The findings on the electromagnetic interactions between bianisotropic resonators are next applied to developing a one-dimensional ultra-wideband backward-wave metamaterial waveguide. The key concept on which the metamaterial waveguide is built is electro-inductive wave propagation, which has emerged as an attractive solution for designing backward-wave supporting metamaterials. Stacked metasurfaces etched with complementary SRRs (CSRRs) have also been shown to exhibit a broadband negative dispersion. It is demonstrated through experiment and numerical modeling, that the operational bandwidth of a CSRR metamaterial waveguide can be improved by restricting the cross-polarisation effects in the constituent meta-atoms. The metamaterial waveguide constructed using the modified non-bianisotropic CSRRs are found to have a fractional bandwidth of 56.3% which, based on a thorough search of relevant literature, is the broadest reported value for an electro-inductive metamaterial. A traditional coupled-dipole toy-model is presented as a tool to understand the field interactions in CSRR based metamaterials, and to explain the origin of their negative dispersion response. This metamaterial waveguide should be of assistance in the design of broadband backward-wave metamaterial devices, with enhanced electro-inductive waveguiding effects.

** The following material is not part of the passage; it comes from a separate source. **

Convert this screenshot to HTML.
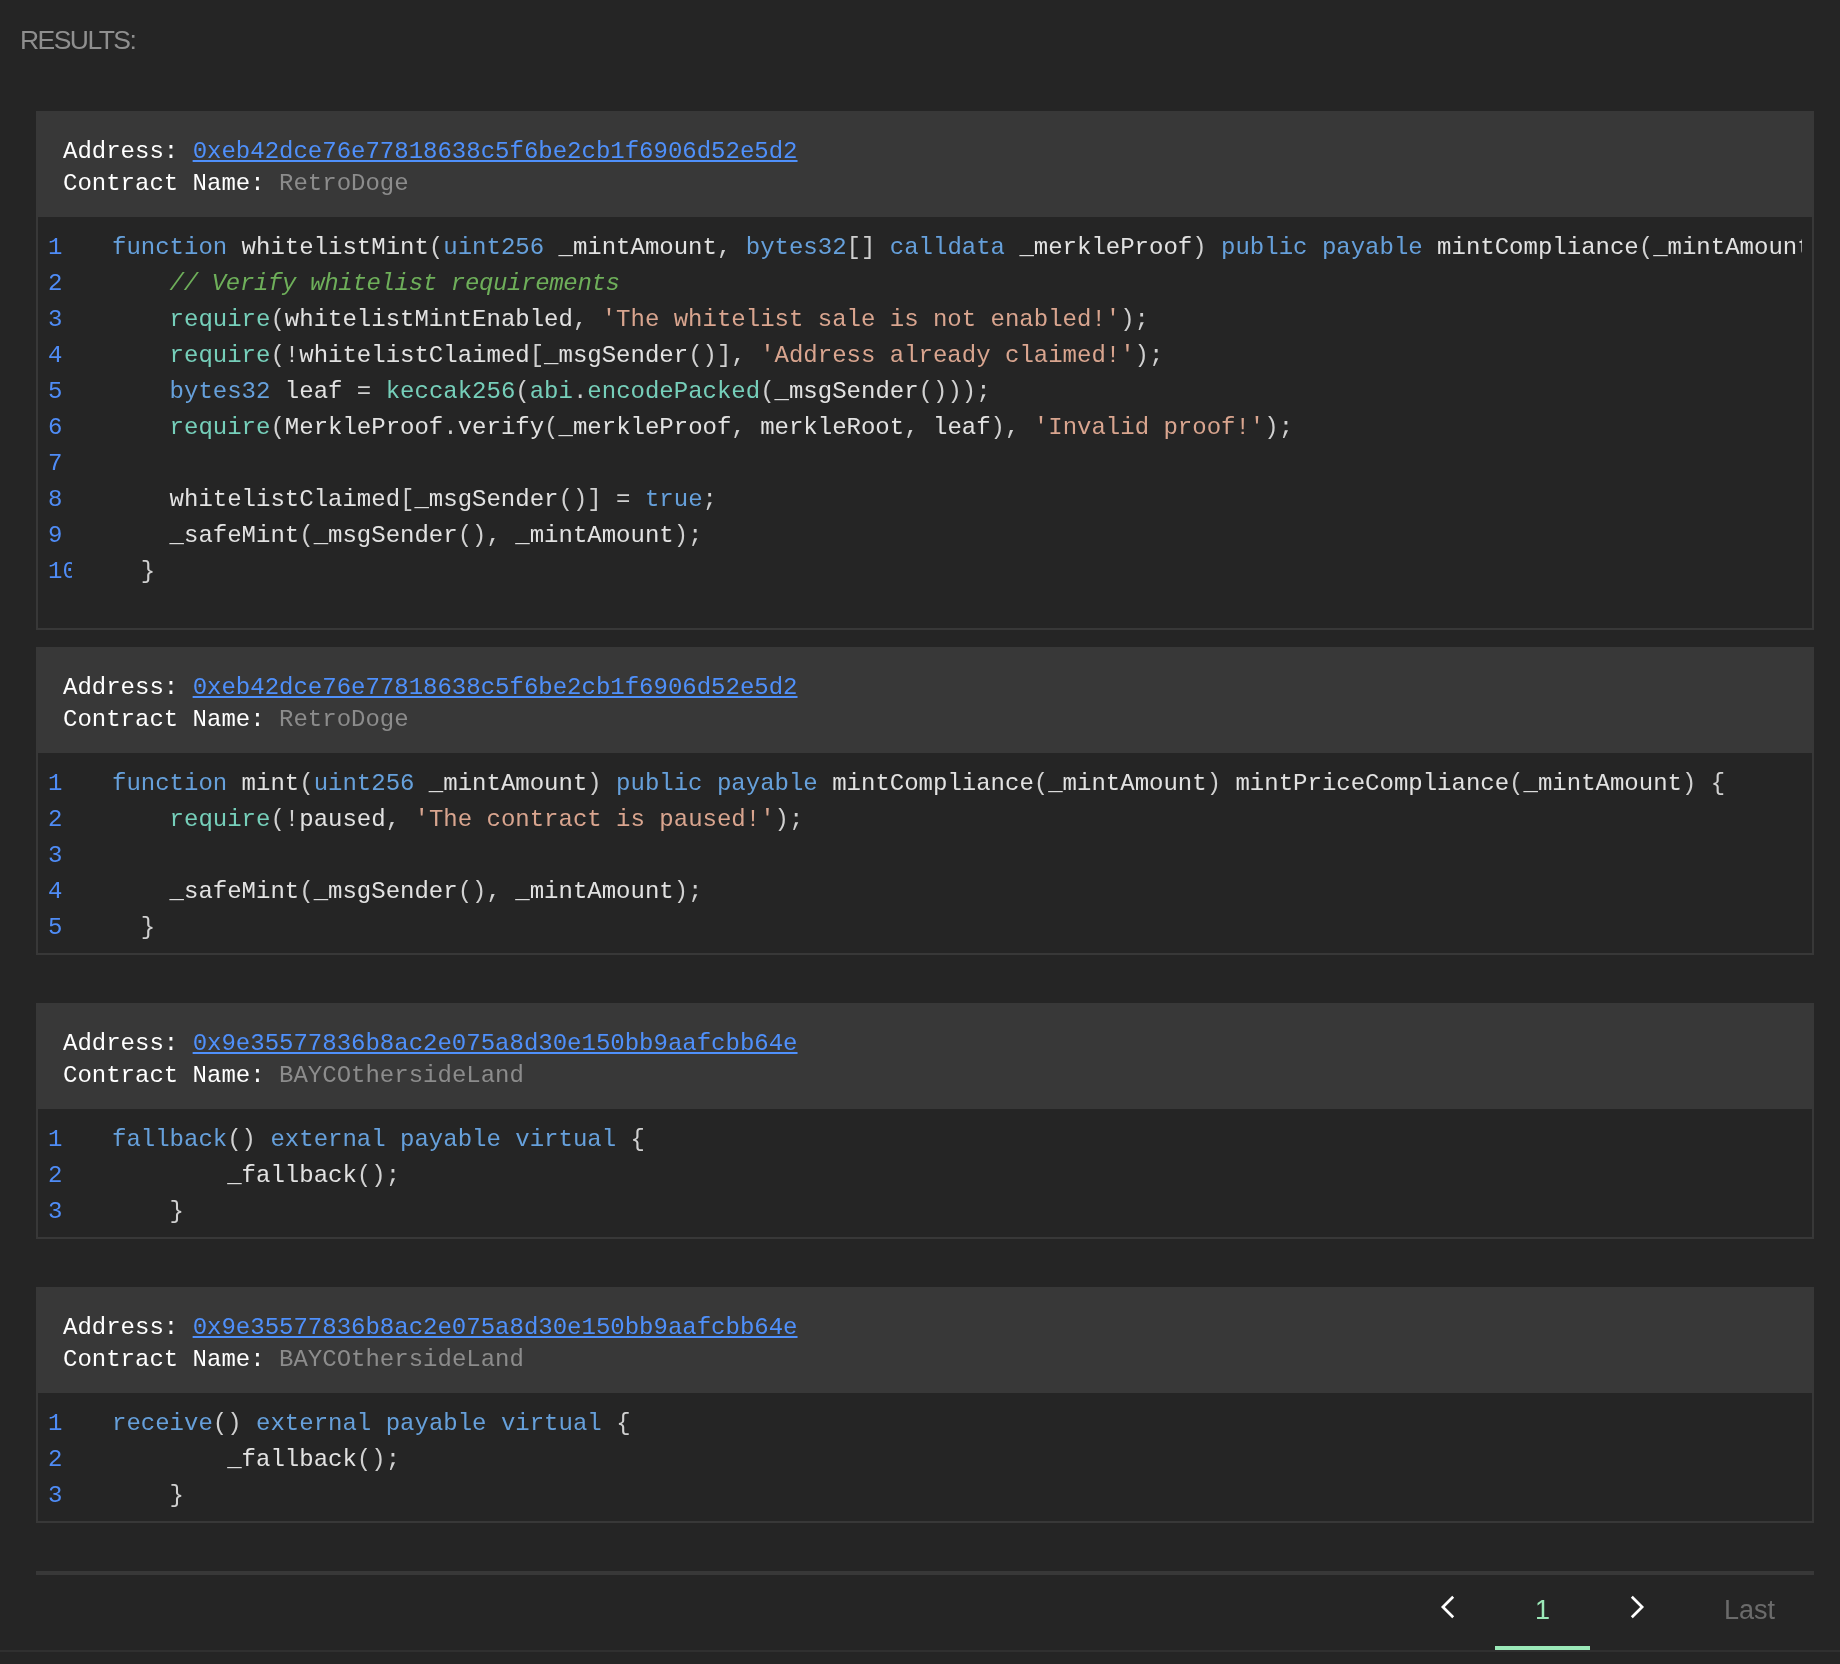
<!DOCTYPE html>
<html lang="en">
<head>
<meta charset="utf-8">
<title>Results</title>
<style>
  html, body { margin: 0; padding: 0; }
  body {
    width: 1840px; height: 1664px; overflow: hidden; position: relative;
    background: #252525; color: #ffffff;
    font-family: "Liberation Sans", sans-serif;
  }
  .root { position: absolute; left: 0; top: 0; width: 1840px; height: 1664px; transform: translateZ(0); will-change: transform; }
  .title {
    position: absolute; left: 20px; top: 24px;
    font-size: 26.5px; line-height: 32px; letter-spacing: -1.55px;
    color: #8f8f8f; white-space: nowrap;
  }
  .card { position: absolute; left: 36px; width: 1778px; }
  .head {
    height: 106px; background: #383838; box-sizing: border-box;
    padding: 25px 0 0 27px;
    font-family: "Liberation Mono", monospace; font-size: 24px; line-height: 32px;
    white-space: pre; color: #ffffff;
  }
  .head a { color: #4f90fb; text-decoration: underline; text-decoration-thickness: 2px; text-underline-offset: 2px; }
  .head .nm { color: #8c8c8c; }
  .code {
    box-sizing: border-box; border: 2px solid #383838; border-top: 0;
    padding: 13px 10px 0 10px; background: #252525;
    display: flex; overflow: hidden;
    font-family: "Liberation Mono", monospace; font-size: 24px; line-height: 36px;
    white-space: pre; color: #e2e2e2;
  }
  .ln { width: 24px; flex: none; overflow: hidden; color: #4f8cf6; margin-right: 40px; }
  .src { flex: 1 1 auto; overflow: hidden; min-width: 0; }
  .k { color: #66a0db; }
  .b { color: #76cfba; }
  .s { color: #d9a58f; }
  .c { color: #6eaf5a; font-style: italic; letter-spacing: -0.34px; }
  .p { color: #d0d0d0; }
  .hr { position: absolute; left: 36px; top: 1571px; width: 1778px; height: 4px; background: #383838; }
  .foot { position: absolute; left: 0; top: 1650px; width: 1840px; height: 2px; background: #303030; }
  .pg { position: absolute; top: 1575px; height: 75px; font-size: 27px; line-height: 32px; text-align: center; }
  .pg span { position: absolute; left: 0; right: 0; top: 19px; }
  .pg svg { position: absolute; }
  .act { border-bottom: 4px solid #9be9b8; color: #9be9b8; box-sizing: border-box; }
  .last { color: #6b6b6b; }
</style>
</head>
<body>
<div class="root">
<div class="title">RESULTS:</div>

<div class="card" style="top:111px">
<div class="head">Address: <a>0xeb42dce76e77818638c5f6be2cb1f6906d52e5d2</a>
Contract Name: <span class="nm">RetroDoge</span></div>
<div class="code" style="height:413px"><div class="ln">1
2
3
4
5
6
7
8
9
10</div><div class="src"><span class="k">function</span> whitelistMint<span class="p">(</span><span class="k">uint256</span> _mintAmount<span class="p">,</span> <span class="k">bytes32</span><span class="p">[]</span> <span class="k">calldata</span> _merkleProof<span class="p">)</span> <span class="k">public</span> <span class="k">payable</span> mintCompliance<span class="p">(</span>_mintAmount<span class="p">)</span> mintPriceCompliance<span class="p">(</span>_mintAmount<span class="p">)</span> <span class="p">{</span>
    <span class="c">// Verify whitelist requirements</span>
    <span class="b">require</span><span class="p">(</span>whitelistMintEnabled<span class="p">,</span> <span class="s">'The whitelist sale is not enabled!'</span><span class="p">);</span>
    <span class="b">require</span><span class="p">(!</span>whitelistClaimed<span class="p">[</span>_msgSender<span class="p">()],</span> <span class="s">'Address already claimed!'</span><span class="p">);</span>
    <span class="k">bytes32</span> leaf <span class="p">=</span> <span class="b">keccak256</span><span class="p">(</span><span class="b">abi</span><span class="p">.</span><span class="b">encodePacked</span><span class="p">(</span>_msgSender<span class="p">()));</span>
    <span class="b">require</span><span class="p">(</span>MerkleProof<span class="p">.</span>verify<span class="p">(</span>_merkleProof<span class="p">,</span> merkleRoot<span class="p">,</span> leaf<span class="p">),</span> <span class="s">'Invalid proof!'</span><span class="p">);</span>

    whitelistClaimed<span class="p">[</span>_msgSender<span class="p">()]</span> <span class="p">=</span> <span class="k">true</span><span class="p">;</span>
    _safeMint<span class="p">(</span>_msgSender<span class="p">(),</span> _mintAmount<span class="p">);</span>
  <span class="p">}</span></div></div>
</div>

<div class="card" style="top:647px">
<div class="head">Address: <a>0xeb42dce76e77818638c5f6be2cb1f6906d52e5d2</a>
Contract Name: <span class="nm">RetroDoge</span></div>
<div class="code" style="height:202px"><div class="ln">1
2
3
4
5</div><div class="src"><span class="k">function</span> mint<span class="p">(</span><span class="k">uint256</span> _mintAmount<span class="p">)</span> <span class="k">public</span> <span class="k">payable</span> mintCompliance<span class="p">(</span>_mintAmount<span class="p">)</span> mintPriceCompliance<span class="p">(</span>_mintAmount<span class="p">)</span> <span class="p">{</span>
    <span class="b">require</span><span class="p">(!</span>paused<span class="p">,</span> <span class="s">'The contract is paused!'</span><span class="p">);</span>

    _safeMint<span class="p">(</span>_msgSender<span class="p">(),</span> _mintAmount<span class="p">);</span>
  <span class="p">}</span></div></div>
</div>

<div class="card" style="top:1003px">
<div class="head">Address: <a>0x9e35577836b8ac2e075a8d30e150bb9aafcbb64e</a>
Contract Name: <span class="nm">BAYCOthersideLand</span></div>
<div class="code" style="height:130px"><div class="ln">1
2
3</div><div class="src"><span class="k">fallback</span><span class="p">()</span> <span class="k">external</span> <span class="k">payable</span> <span class="k">virtual</span> <span class="p">{</span>
        _fallback<span class="p">();</span>
    <span class="p">}</span></div></div>
</div>

<div class="card" style="top:1287px">
<div class="head">Address: <a>0x9e35577836b8ac2e075a8d30e150bb9aafcbb64e</a>
Contract Name: <span class="nm">BAYCOthersideLand</span></div>
<div class="code" style="height:130px"><div class="ln">1
2
3</div><div class="src"><span class="k">receive</span><span class="p">()</span> <span class="k">external</span> <span class="k">payable</span> <span class="k">virtual</span> <span class="p">{</span>
        _fallback<span class="p">();</span>
    <span class="p">}</span></div></div>
</div>

<div class="hr"></div>

<div class="pg" style="left:1400px;width:95px"><svg style="left:35px;top:15px" width="26" height="34" viewBox="1435 1590 26 34"><polyline points="1453.2,1596.8 1442.9,1607 1453.2,1617.2" fill="none" stroke="#ffffff" stroke-width="2.7" stroke-linejoin="miter" stroke-linecap="butt"/></svg></div>
<div class="pg act" style="left:1495px;width:95px"><span>1</span></div>
<div class="pg" style="left:1590px;width:95px"><svg style="left:34px;top:15px" width="26" height="34" viewBox="1624 1590 26 34"><polyline points="1631.8,1596.8 1642.1,1607 1631.8,1617.2" fill="none" stroke="#ffffff" stroke-width="2.7" stroke-linejoin="miter" stroke-linecap="butt"/></svg></div>
<div class="pg last" style="left:1685px;width:129px"><span>Last</span></div>

<div class="foot"></div>
</div>
</body>
</html>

In the final part of the thesis, a one-dimensional metamaterial prototype that permits simultaneous forward- and backward-wave propagation is designed. Such a metamaterial waveguide could act as a microwave analogue of nanoparticle chains that support electromagnetic energy transfer with a positive or a negative dispersion due to the excitation of their longitudinal or transverse dipole modes. The symmetry of the designed hybrid meta-atom permits the co-existence of two non-interfering resonances closely separated in frequency. It is experimentally and computationally shown that the metamaterial waveguide supports simultaneous non-interacting forward-and backward-wave propagation in an overlapping frequency band. The proposed metamaterial design should be suitable for realising bidirectional wireless power transfer applications.